In 2017 Wallenberg composed and produced ‘Rainbow Riots’ - a music album featuring queer voices from some of the most dangerous countries in the world for LGBTQ people. UK magazine Dazed called it ”the zenith of international queer activism” and British broadcaster BBC deemed it ”the ultimate protest” and concluded: ”This is advocacy”. A whole chapter has been named after Rainbow Riots in the book Breaking down the walls of heartache - how music came out, by British journalist Martin Aston. Remarkably Rainbow Riots was also featured in a news story from the Jamaican Observer, famously one of the world's most hostile countries towards LGBT people.

In 2019 he composed and produced the music album ‘Rainbow Riots India’ featuring India's first openly queer singers. The project was a collaboration with members of the Indian LGBTQ+ movement that achieved the historic victory of legalizing same sex relations in India in 2018. The first single was dubbed ‘India’s first Pride anthem’ by Indian media.

In 2022 he composed and produced the single “We Don't Care" featuring queer voices from four different continents, including countries where it is illegal to be LGBT, all on the same song. The song is a protest against LGBT-phobia and all proceeds go to victims of LGBT phobic hate crimes.

== Advocacy ==
In 2013 Petter created the musical campaign ‘Love Yourself Test Yourself’ to encourage testing for HIV. The campaign went on to win a Clio Award, one of the world's most recognizable international advertising awards, and resulted in a renewed increase in HIV-testing.

In 2016 during the making of the music album ‘Rainbow Riots’, Wallenberg and his Ugandan collaborators were held hostage in the police raid of Uganda Pride. Swedish newspaper reported how him and his colleagues were forced down on the floor for hours by armed police officers who also arrested several LGBT people.

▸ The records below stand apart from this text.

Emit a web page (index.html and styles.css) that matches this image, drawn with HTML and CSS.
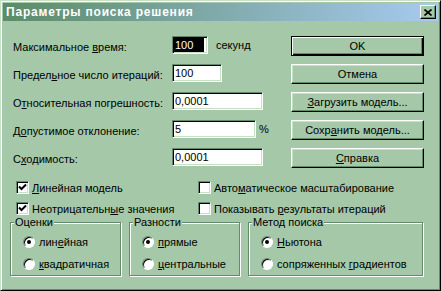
FILE: index.html
```html
<!DOCTYPE html>
<html lang="ru">
<head>
  <meta charset="UTF-8">
  <title>Параметры поиска решения</title>
  <link rel="stylesheet" href="styles.css">
</head>
<body>
<div class="window">
  <div class="titlebar">
    <span class="title">Параметры поиска решения</span>
    <button class="close-btn" aria-label="Закрыть">
      <svg width="8" height="7" viewBox="0 0 8 7"><path d="M0.5 0.5L7.5 6.5M7.5 0.5L0.5 6.5" stroke="#000" stroke-width="1.6"/></svg>
    </button>
  </div>
  <div class="content">
    <div class="top">
      <div class="fields">
        <div class="row"><label>Максимальное <u>в</u>ремя:</label><div class="cell"><input class="field w-time sel" value="100"><span class="unit">секунд</span></div></div>
        <div class="row"><label>Предел<u>ь</u>ное число итераций:</label><div class="cell"><input class="field w-iter" value="100"></div></div>
        <div class="row"><label>О<u>т</u>носительная погрешность:</label><div class="cell"><input class="field w-wide" value="0,0001"></div></div>
        <div class="row"><label>Д<u>о</u>пустимое отклонение:</label><div class="cell"><input class="field w-dev" value="5"><span class="unit pct">%</span></div></div>
        <div class="row"><label>С<u>х</u>одимость:</label><div class="cell"><input class="field w-wide" value="0,0001"></div></div>
      </div>
      <div class="actions">
        <button class="btn default">OK</button>
        <button class="btn">Отмена</button>
        <button class="btn"><u>З</u>агрузить модель...</button>
        <button class="btn">Сохр<u>а</u>нить модель...</button>
        <button class="btn"><u>С</u>правка</button>
      </div>
    </div>

    <div class="checks">
      <div class="check"><span class="box on"><svg width="9" height="9" viewBox="0 0 9 9"><path d="M1 3.5L3.5 6L8 1.5" fill="none" stroke="#000" stroke-width="2"/></svg></span><span><u>Л</u>инейная модель</span></div>
      <div class="check"><span class="box"></span><span>Авто<u>м</u>атическое масштабирование</span></div>
      <div class="check"><span class="box on"><svg width="9" height="9" viewBox="0 0 9 9"><path d="M1 3.5L3.5 6L8 1.5" fill="none" stroke="#000" stroke-width="2"/></svg></span><span>Неотрицательн<u>ы</u>е значения</span></div>
      <div class="check"><span class="box"></span><span>Показывать <u>р</u>езультаты итераций</span></div>
    </div>

    <div class="groups">
      <fieldset class="group g-small">
        <legend>Оценки</legend>
        <div class="opt"><span class="radio on"></span><span>лин<u>е</u>йная</span></div>
        <div class="opt"><span class="radio"></span><span><u>к</u>вадратичная</span></div>
      </fieldset>
      <fieldset class="group g-small">
        <legend>Разности</legend>
        <div class="opt"><span class="radio on"></span><span><u>п</u>рямые</span></div>
        <div class="opt"><span class="radio"></span><span><u>ц</u>ентральные</span></div>
      </fieldset>
      <fieldset class="group g-wide">
        <legend>Метод поиска</legend>
        <div class="opt"><span class="radio on"></span><span><u>Н</u>ьютона</span></div>
        <div class="opt"><span class="radio"></span><span>сопряженных <u>г</u>радиентов</span></div>
      </fieldset>
    </div>
  </div>
</div>
</body>
</html>
```

FILE: styles.css
```css
body{
  margin: 0;
  font-family: "Liberation Sans", Arial, sans-serif;
  font-size: 11px;
  color: #000;
}
.window{
  width: 441px;
  height: 291px;
  box-sizing: border-box;
  border: 1px solid;
  border-color: #c8e0c8 #000 #000 #c8e0c8;
  box-shadow: inset 1px 1px #fff, inset -1px -1px #668a6c;
  padding: 2px;
  background-color: #a4c8a8;
}
.titlebar{
  height: 18px;
  display: flex;
  align-items: center;
  justify-content: space-between;
  padding: 0 2px 0 3px;
  background: linear-gradient(to right, #5a8c68, #a6caf0);
}
.title{
  color: #fff;
  font-weight: bold;
  font-size: 12px;
  letter-spacing: 0.8px;
}
.close-btn{
  width: 16px;
  height: 14px;
  padding: 0;
  display: flex;
  align-items: center;
  justify-content: center;
  border: 1px solid;
  border-color: #fff #000 #000 #fff;
  box-shadow: inset -1px -1px #668a6c;
  background-color: #a4c8a8;
}
.content{
  padding: 15px 14px 0 7px;
}
.top{
  display: flex;
  justify-content: space-between;
}
.fields{
  display: flex;
  flex-direction: column;
  gap: 8px;
  padding-left: 3px;
}
.row{
  display: grid;
  grid-template-columns: 159px auto;
  align-items: center;
  height: 20px;
}
.cell{
  display: flex;
  align-items: center;
  margin-bottom: 4px;
}
.field{
  height: 18px;
  box-sizing: border-box;
  border: 1px solid;
  border-color: #668a6c #fff #fff #668a6c;
  box-shadow: inset 1px 1px #000, inset -1px -1px #c8e0c8;
  background-color: #fff;
  padding: 0 2px;
  font: inherit;
  color: #000;
  outline: none;
}
.field.sel{
  background-color: #000;
  color: #fff;
  box-shadow: inset 1px 1px #000, inset -1px -1px #c8e0c8, inset -3px 0 #fff;
}
.w-time{ width: 36px; }
.w-iter{ width: 50px; }
.w-dev{ width: 84px; }
.w-wide{ width: 91px; }
.unit{
  margin-left: 8px;
}
.unit.pct{
  margin-left: 3px;
}
.actions{
  display: flex;
  flex-direction: column;
  gap: 8px;
}
.btn{
  width: 133px;
  height: 20px;
  padding: 0;
  border: 1px solid;
  border-color: #fff #000 #000 #fff;
  box-shadow: inset -1px -1px #668a6c, inset 1px 1px #c8e0c8;
  background-color: #a4c8a8;
  font: inherit;
  color: #000;
}
.btn.default{
  border-color: #000;
  box-shadow: inset 1px 1px #fff, inset -1px -1px #000, inset -2px -2px #668a6c;
}
.checks{
  display: grid;
  grid-template-columns: 182px auto;
  grid-auto-rows: 21px;
  margin-top: 9px;
  padding-left: 6px;
}
.check{
  display: flex;
  align-items: center;
  gap: 3px;
}
.box{
  width: 13px;
  height: 13px;
  box-sizing: border-box;
  border: 1px solid;
  border-color: #668a6c #fff #fff #668a6c;
  box-shadow: inset 1px 1px #000, inset -1px -1px #c8e0c8;
  background-color: #fff;
  display: flex;
  align-items: center;
  justify-content: center;
}
.groups{
  display: flex;
  gap: 8px;
  margin-top: -3px;
}
.group{
  margin: 0;
  padding: 2px 0 0 3px;
  height: 60px;
  box-sizing: border-box;
  border: 1px solid #668a6c;
  box-shadow: inset 1px 1px #fff, 1px 1px #fff;
}
.g-small{ width: 111px; }
.g-wide{ width: 175px; }
.group legend{
  padding: 0 1px;
  line-height: 13px;
  background-color: #a4c8a8;
}
.opt{
  display: flex;
  align-items: center;
  gap: 4px;
  height: 22px;
  padding-left: 9px;
}
.radio{
  width: 12px;
  height: 12px;
  box-sizing: border-box;
  border-radius: 50%;
  border: 1px solid;
  border-color: #668a6c #fff #fff #668a6c;
  box-shadow: inset 1px 1px #000;
  background-color: #fff;
  display: flex;
  align-items: center;
  justify-content: center;
}
.radio.on::after{
  content: "";
  width: 4px;
  height: 4px;
  border-radius: 50%;
  background-color: #000;
}
```
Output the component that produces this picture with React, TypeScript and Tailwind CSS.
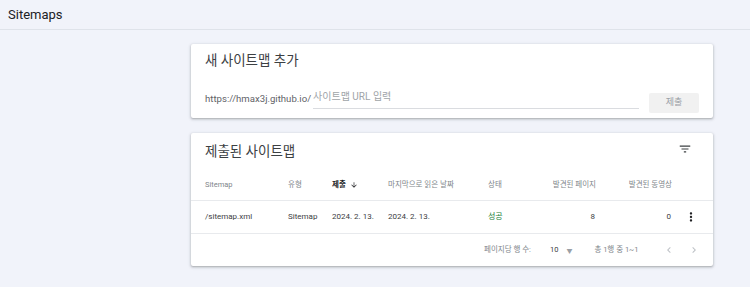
import React from "react";

const font = { fontFamily: 'Roboto, "Noto Sans CJK KR", sans-serif' };

function FilterIcon() {
  return (
    <svg width="14" height="14" viewBox="0 0 24 24" fill="#3c4043">
      <path d="M10 18h4v-2h-4v2zM3 6v2h18V6H3zm3 7h12v-2H6v2z" />
    </svg>
  );
}

function MoreIcon() {
  return (
    <svg width="14" height="14" viewBox="0 0 24 24" fill="#202124">
      <path d="M12 8c1.1 0 2-.9 2-2s-.9-2-2-2-2 .9-2 2 .9 2 2 2zm0 2c-1.1 0-2 .9-2 2s.9 2 2 2 2-.9 2-2-.9-2-2-2zm0 6c-1.1 0-2 .9-2 2s.9 2 2 2 2-.9 2-2-.9-2-2-2z" />
    </svg>
  );
}

function Chevron({ dir }: { dir: "l" | "r" }) {
  return (
    <svg width="12" height="12" viewBox="0 0 24 24" fill="#bdc1c6">
      {dir === "l" ? (
        <path d="M15.41 7.41 14 6l-6 6 6 6 1.41-1.41L10.83 12z" />
      ) : (
        <path d="M10 6 8.59 7.41 13.17 12l-4.58 4.59L10 18l6-6z" />
      )}
    </svg>
  );
}

export default function App() {
  return (
    <div className="w-[750px] h-[287px] bg-[#f1f3fa] overflow-hidden" style={font}>
      <div className="h-[30px] border-b border-[#dfe3ea] flex items-center pl-[8px]">
        <span className="text-[13px] text-[#202124]">Sitemaps</span>
      </div>

      <div className="ml-[191px] w-[522px] mt-[14px] flex flex-col gap-[15px]">
        {/* Card 1 */}
        <div className="bg-white rounded-[2px] shadow-[0_1px_2px_rgba(60,64,67,0.3),0_1px_3px_1px_rgba(60,64,67,0.12)] h-[74px] px-[14px] pt-[8px]">
          <div className="text-[13.5px] leading-[16px] text-[#3c4043]">새 사이트맵 추가</div>
          <div className="flex items-end mt-[15px]">
            <span className="text-[9.6px] text-[#5f6368] leading-[14px] pb-[3px]">https://hmax3j.github.io/</span>
            <div className="ml-[2px] w-[326px] border-b border-[#dadce0] pb-[1px]">
              <span className="text-[10px] text-[#a0a4a8] leading-[14px]">사이트맵 URL 입력</span>
            </div>
            <div className="ml-[10px] w-[50px] h-[20px] bg-[#f1f1f1] rounded-[2px] flex items-center justify-center text-[9px] text-[#9aa0a6] mb-[-4px]">
              제출
            </div>
          </div>
        </div>

        {/* Card 2 */}
        <div className="bg-white rounded-[2px] shadow-[0_1px_2px_rgba(60,64,67,0.3),0_1px_3px_1px_rgba(60,64,67,0.12)] h-[133px] flex flex-col">
          <div className="flex items-center justify-between pl-[14px] pr-[21px] pt-[9px] h-[26px]">
            <span className="text-[13.5px] leading-[16px] text-[#3c4043]">제출된 사이트맵</span>
            <span className="mt-[-4px]"><FilterIcon /></span>
          </div>
          <div className="h-[42px] border-b border-[#e8eaed] pl-[14px] grid grid-cols-[83px_44px_56px_100px_50px_58px_76px_1fr] items-center text-[7.5px] text-[#80868b] pt-[10px]">
            <span>Sitemap</span>
            <span>유형</span>
            <span className="font-bold text-[#202124] flex items-center gap-[4px]">
              제출
              <svg width="8" height="8" viewBox="0 0 24 24" fill="#202124">
                <path d="M20 12l-1.41-1.41L13 16.17V4h-2v12.17l-5.58-5.59L4 12l8 8 8-8z" />
              </svg>
            </span>
            <span>마지막으로 읽은 날짜</span>
            <span>상태</span>
            <span className="text-right">발견된 페이지</span>
            <span className="text-right">발견된 동영상</span>
            <span></span>
          </div>
          <div className="h-[33px] border-b border-[#e8eaed] pl-[14px] grid grid-cols-[83px_44px_56px_100px_50px_58px_76px_1fr] items-center text-[8px] text-[#3c4043]">
            <span>/sitemap.xml</span>
            <span>Sitemap</span>
            <span>2024. 2. 13.</span>
            <span>2024. 2. 13.</span>
            <span className="text-[#188038]">성공</span>
            <span className="text-right pr-[1px]">8</span>
            <span className="text-right pr-[1px]">0</span>
            <span className="flex justify-end pr-[15px]"><MoreIcon /></span>
          </div>
          <div className="flex-1 flex items-center text-[7.5px] text-[#80868b] pl-[293px]">
            <span>페이지당 행 수:</span>
            <span className="ml-[19px] text-[#3c4043]">10</span>
            <span className="ml-[8px] text-[6px] text-[#9aa0a6]">▼</span>
            <span className="ml-[22px]">총 1행 중 1~1</span>
            <span className="ml-[25px]"><Chevron dir="l" /></span>
            <span className="ml-[13px]"><Chevron dir="r" /></span>
          </div>
        </div>
      </div>
    </div>
  );
}
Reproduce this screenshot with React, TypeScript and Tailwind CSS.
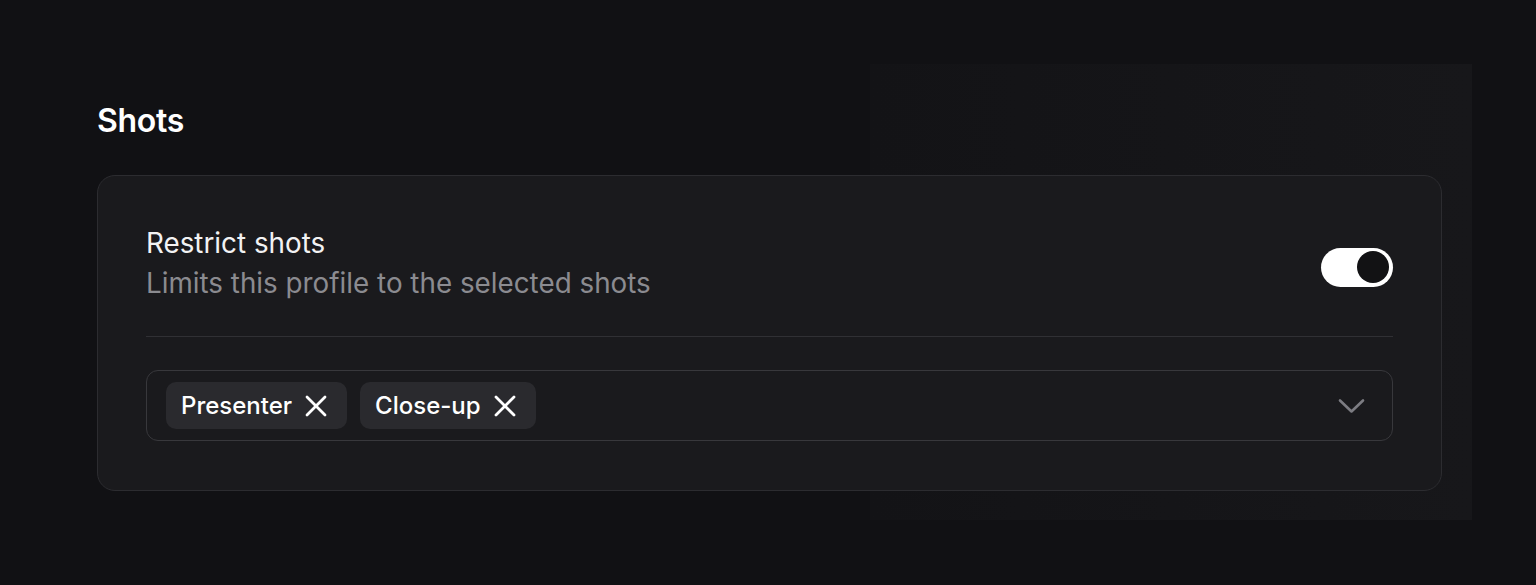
import React from "react";

function XIcon() {
  return (
    <svg width="22" height="22" viewBox="0 0 22 22" fill="none" stroke="currentColor" strokeWidth="2.8" strokeLinecap="round" strokeLinejoin="round">
      <path d="M2 2 20 20" />
      <path d="M20 2 2 20" />
    </svg>
  );
}

function Chevron() {
  return (
    <svg width="27" height="16" viewBox="0 0 27 16" fill="none" stroke="currentColor" strokeWidth="2.6" strokeLinecap="round" strokeLinejoin="round">
      <path d="M2 2.5 13.5 13.5 25 2.5" />
    </svg>
  );
}

function Chip({ label }: { label: string }) {
  return (
    <div className="flex h-[47px] items-center gap-[13px] rounded-[10px] bg-[#2a2a2e] pl-[15px] pr-[20px] text-[24px] font-medium text-white">
      <span>{label}</span>
      <XIcon />
    </div>
  );
}

export default function App() {
  return (
    <div
      className="min-h-[585px] w-full bg-[#111114] bg-[linear-gradient(to_right,#131316,#17171a)] bg-no-repeat bg-[size:602px_456px] bg-[position:870px_64px] px-[97px] pt-[99px] text-white"
      style={{ fontFamily: "Inter, 'Noto Sans', sans-serif" }}
    >
      <h2 className="text-[32px] font-semibold leading-[44px] tracking-[-0.01em]">Shots</h2>
      <div className="mt-[32px] w-[1345px] rounded-[18px] border border-[#2c2c30] bg-[#1a1a1d] px-[48px] pb-[49px] pt-[47px]">
        <div className="flex items-center justify-between pb-[33px]">
          <div>
            <div className="text-[27.8px] leading-[40px] text-[#f2f2f3]">Restrict shots</div>
            <div className="text-[27.8px] leading-[40px] text-[#8b8b90]">Limits this profile to the selected shots</div>
          </div>
          <div className="mt-[8px] flex h-[39px] w-[72px] items-center justify-end rounded-full bg-white pr-[4px]">
            <div className="h-[32px] w-[32px] rounded-full bg-[#121214]" />
          </div>
        </div>
        <div className="h-px w-full bg-[#303034]" />
        <div className="mt-[33px] flex h-[71px] items-center justify-between rounded-[12px] border border-[#38383c] pl-[19px] pr-[27px]">
          <div className="flex items-center gap-[13px]">
            <Chip label="Presenter" />
            <Chip label="Close-up" />
          </div>
          <div className="text-[#7c7c82]">
            <Chevron />
          </div>
        </div>
      </div>
    </div>
  );
}
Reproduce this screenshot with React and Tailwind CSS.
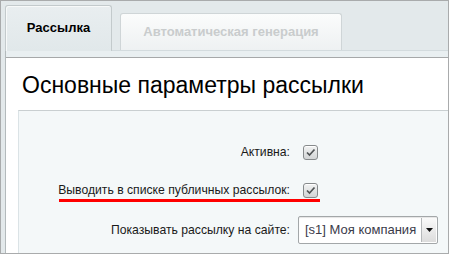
import { useState } from 'react'

function Checkbox({ checked }) {
  return (
    <span className="ml-[5px] flex h-[15px] w-[15px] items-center justify-center rounded-[3px] border border-[#868a8c] bg-gradient-to-b from-[#f2f3f3] to-[#d2d5d6] shadow-[inset_0_1px_0_#fff]">
      {checked && (
        <svg width="11" height="11" viewBox="0 0 11 11">
          <path d="M2 5.5 L4.5 8 L9.5 2.5" fill="none" stroke="#505456" strokeWidth="1.7" />
        </svg>
      )}
    </span>
  )
}

export default function App() {
  const [active, setActive] = useState(true)
  const [isPublic, setIsPublic] = useState(true)

  return (
    <div className="h-[255px] w-[450px] bg-white font-['Liberation_Sans',Arial,sans-serif]">
      <div className="flex h-[254px] w-[449px] flex-col overflow-hidden border border-[#a9abac] bg-[#e3e9eb]">
        <div className="flex h-[49px] shrink-0 items-end gap-[8px] pl-[4px]">
          <div className="relative z-10 -mb-px flex h-[46px] w-[107px] items-center justify-center rounded-t-[3px] border border-b-0 border-[#c3cacc] bg-gradient-to-b from-[#e9eef0] to-[#e1e8ea] pb-px text-[13px] font-bold text-black shadow-[inset_1px_1px_0_#f7f9f9]">
            Рассылка
          </div>
          <div className="flex h-[37px] w-[222px] items-center justify-center rounded-t-[3px] border border-b-0 border-[#cfd5d7] bg-gradient-to-b from-[#fbfcfc] to-[#eef1f2] text-[13px] font-bold text-[#c9cccd]">
            Автоматическая генерация
          </div>
        </div>

        <div className="ml-[4px] flex flex-1 flex-col border-l border-[#b3babc] bg-white">
          <div className="h-[8px] shrink-0 border-t border-b border-t-[#d3dbde] border-b-[#a6a8a9] bg-[#e9eff1]" />
          <div className="h-[52px] shrink-0 pl-[16px] pt-[14px] text-[23px] leading-[26px] text-black">
            Основные параметры рассылки
          </div>
          <div className="relative ml-[12px] flex-1 border-t border-l border-t-[#c9cfd1] border-l-[#dbe3e6] bg-[#f4f8f9] pt-[22px] text-[12.2px] text-[#1a1a1a]">
            <div className="flex h-[38px] items-center">
              <div className="w-[271px] text-right">Активна:</div>
              <button className="pl-[8px]" onClick={() => setActive(!active)}>
                <Checkbox checked={active} />
              </button>
            </div>
            <div className="relative flex h-[38px] items-center">
              <div className="w-[271px] text-right">Выводить в списке публичных рассылок:</div>
              <button className="pl-[8px]" onClick={() => setIsPublic(!isPublic)}>
                <Checkbox checked={isPublic} />
              </button>
              <div className="absolute left-[40px] top-[28px] h-[3px] w-[261px] bg-[#ff0000]" />
            </div>
            <div className="flex h-[42px] items-center">
              <div className="w-[271px] text-right">Показывать рассылку на сайте:</div>
              <div className="pl-[8px]">
                <div className="flex h-[28px] w-[140px] items-stretch rounded-[2px] border border-[#a3a7a9] bg-white shadow-[inset_0_1px_1px_#e5e5e5]">
                  <div className="flex flex-1 items-center pl-[6px] text-[13px] text-[#3b3b4a]">[s1] Моя компания</div>
                  <div className="m-[1px] flex w-[15px] items-center justify-center border-l border-[#b5b8ba] bg-gradient-to-b from-[#fafafa] to-[#dcdcdc]">
                    <svg width="7" height="4" viewBox="0 0 7 4">
                      <path d="M0 0 H7 L3.5 4 Z" fill="#111" />
                    </svg>
                  </div>
                </div>
              </div>
            </div>
          </div>
        </div>
      </div>
    </div>
  )
}
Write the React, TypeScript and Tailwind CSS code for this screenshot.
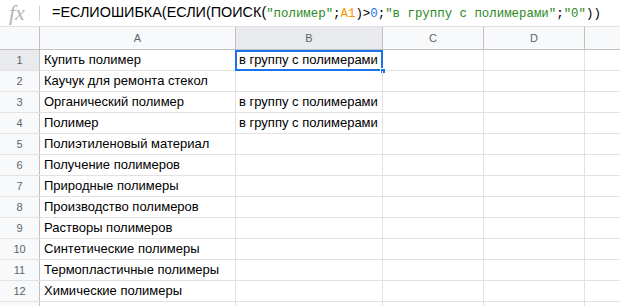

The violent incident led to Wallenberg founding the organization of the same name: Rainbow Riots. Rainbow Riots, an international non-profit organisation that uses arts and culture to advocate for human rights for LGBT people everywhere.

== Theatre productions ==
In 2017 Wallenberg created and directed the theatre production Bland drakar och dragqueens (Amongst dragons and drag queens), where drag queens perform fairy tales to children. Since the premiere the Stockholm Public Library, the production has continuously toured Sweden and even made a guest appearance at Brooklyn Public Library in New York.

Bland drakar och dragqueens has received major media coverage, including the front page of Swedish newspaper Dagens Nyheter and national Swedish television channels SVT and TV4.

In 2022 Wallenberg wrote and directed a musical play for children at The Stockholm Concert Hall in Stockholm, Sweden, as part of his concept Bland drakar och dragqueens with famous drag artists. The play included an original script, drag show, self penned songs as well as classical music played live by the Royal Stockholm Philharmonic Orchestra’s Academy with musicians from all over Europe. Since the premiere, the show has returned to Konserthuset Stockholm toured around Sweden.

== Books and media ==
Wallenberg is the author of two published books: Historien om Leila K (2013) and Bögjävlar (2007).

As a writer, editor in chief and art director, he also created and ran his own award winning arts and culture magazine ‘Mums’ from 2009 to 2014.